Three cigarettes in an ashtray |
As Rivette did in Out 1, Eustache is using the romantic intersections of the bourgeoisie to portray a post-revolutionary generation negotiating the sexual minefield of post-monogamous France. Eustache avoids improvisation, very unlike Out 1. The story is simple and straightforward. Shiftless Alexandre is living with and leeching off Marie, who owns a fashion boutique. He takes up with Veronika, a nurse. Alexandre shifts back and forth between the two women. Briefly, there is a rapprochement between the trio, but the relationships are too tenuous to survive as such. Ultimately, biology decides the romantic victor.
A Pyrrhic victory because the "prize" and main object of desire in the film is the callow, pretentious and feckless Alexandre. A smoking, lying, two-timer who the ladies cannot resist. Eustache places him in the firmament of Parisian cafe society, but the books he reads, the records he plays and the movies he quotes are merely signifiers of a character that has not coalesced. "I'm just kidding, but seriously," Alexandre spouts. Eustache is able to make Alexandre tolerable for nearly four hours because he cast Jean-Pierre Leaud, the masculine face of his generation in France. Leaud makes the pompous pronouncements of Alexandre with a soupçon of his puppy dog charm. Eustache is artist enough to portray the pathology behind the charming mask of Alexandre in what amounts to a self-portrait and critique.
Francoise Lebrun |
A menage a trois must contain at least one folie a deux. Eustache was involved with the actress playing Veronika, the haunting Francoise Lebrun. This adds to the sense of the film as a critical self-portrait, particularly when Veronika correctly diagnoses Alexandre as a narcissist. It also tilts the film towards Veronika and away from Marie. Bernadette Lafont has fewer long soliloquies than Ms. Lebrun. Fortunately, the portraits of both women are fully drawn, as is the milieu. the hardscrabble nature of life after university is exactly portrayed as littered with whiskey bottles and beanbag chairs. The film illustrates the era where the counterculture was shifting from macrame to glitter. The ladies outfits are priceless for their funky chic and there is even a scene where Veronika applies makeup to Alexandre.
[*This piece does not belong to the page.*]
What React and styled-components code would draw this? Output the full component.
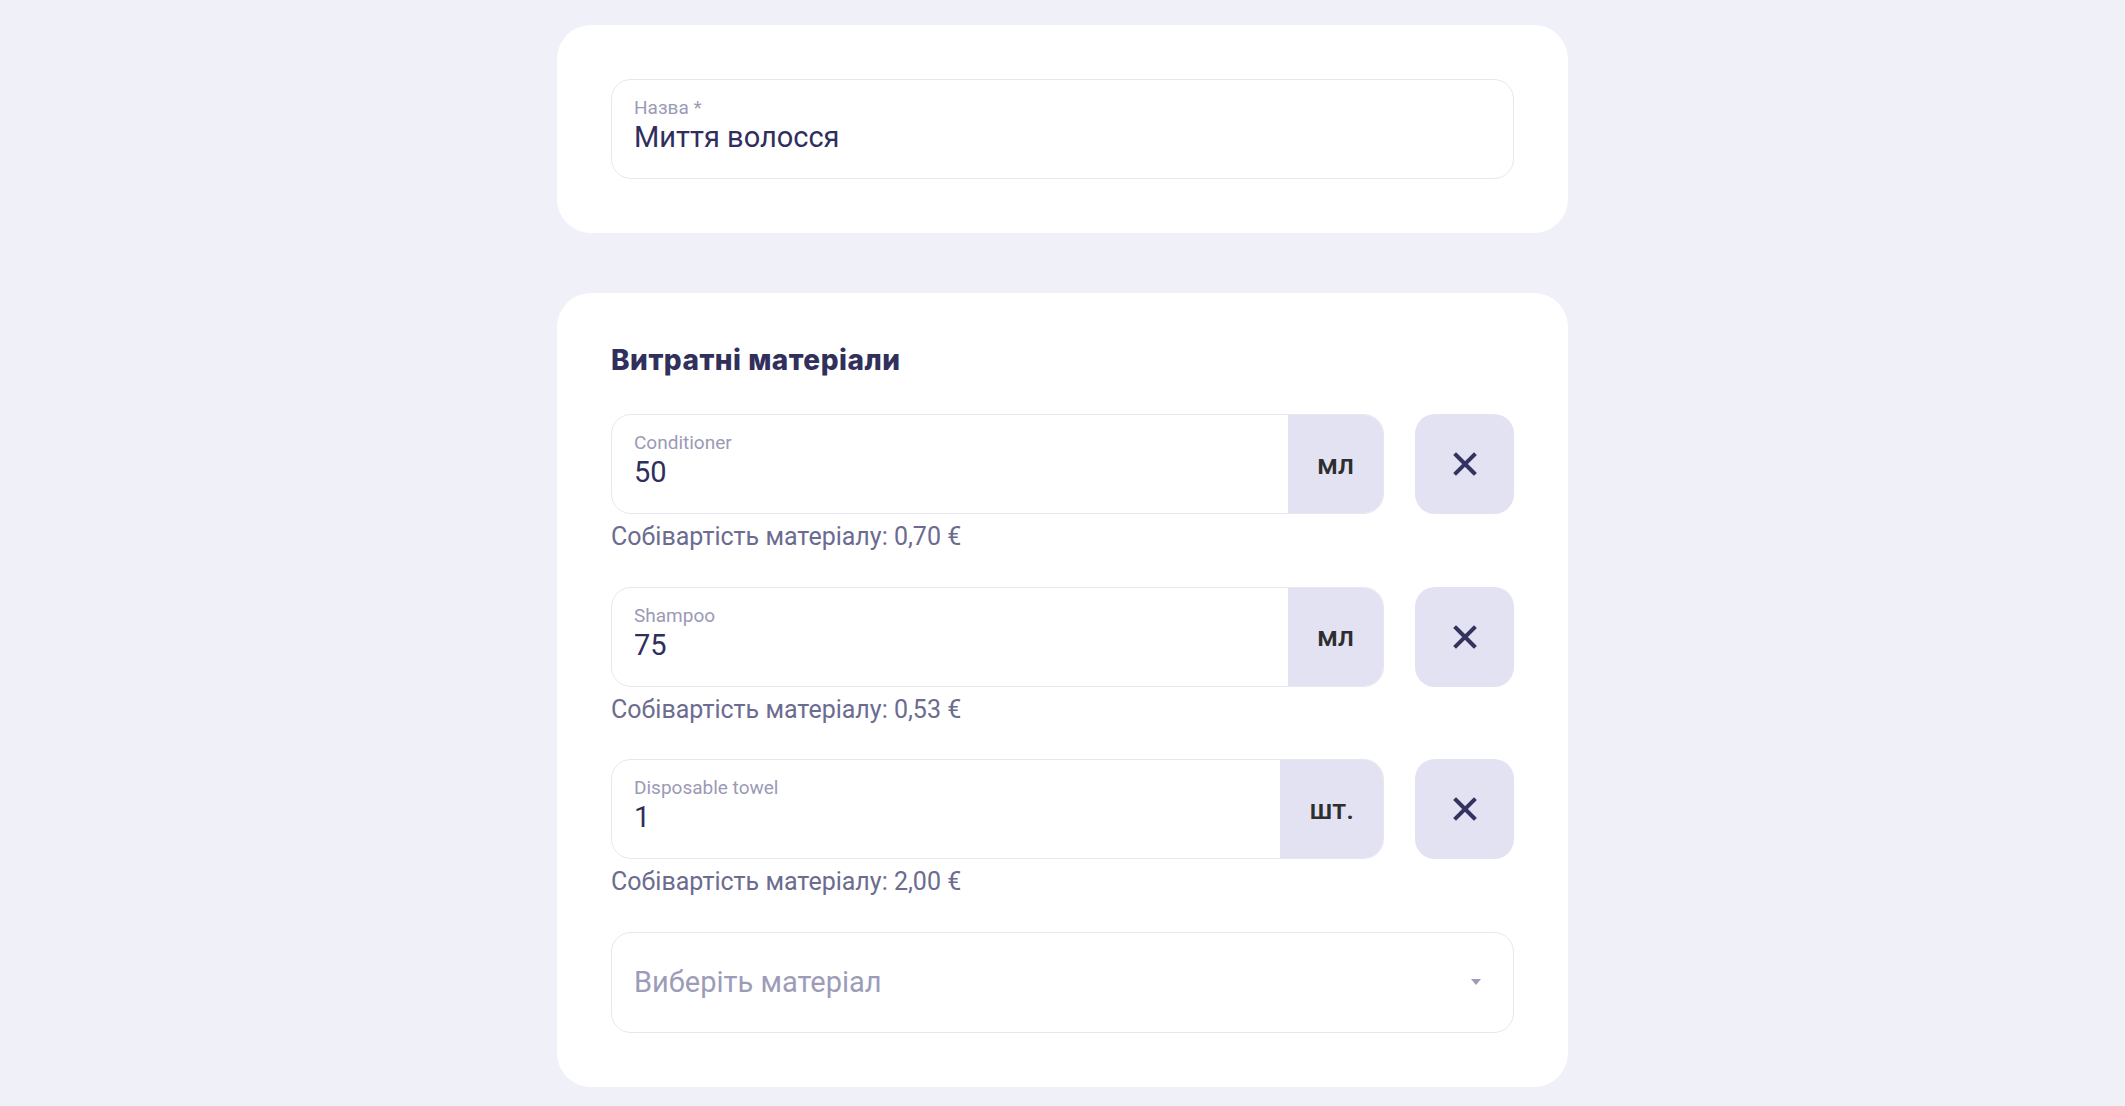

Though I'm sure it will render a large part of the population comatose, I thoroughly enjoyed La maman et la putain. I found it to be more erotic than such noted films from the era such as Last Tango in Paris and Shampoo, primarily because of Eustache's restraint, realism and self-awareness. Despite the surges of eros and thanatos in Last Tango..., do we really believe Brando's character is mourning his late wife? It seems to me that the film wallows in middle-aged male self-pity, as does Shampoo. When Warren Beatty's hairdresser loses Julie Christie, is it because of his philandering, Nixon or capitalism in general.? The makers slapped the chilled white whine of Paul Simon on the soundtrack to connote a vague sadness. Eustache uses music only when his characters put on a record. His technique verges on the primitive, but the concept and ending of this film are felt and deeply ambivalent. Is the conclusion of La maman et la putain happy or tragic?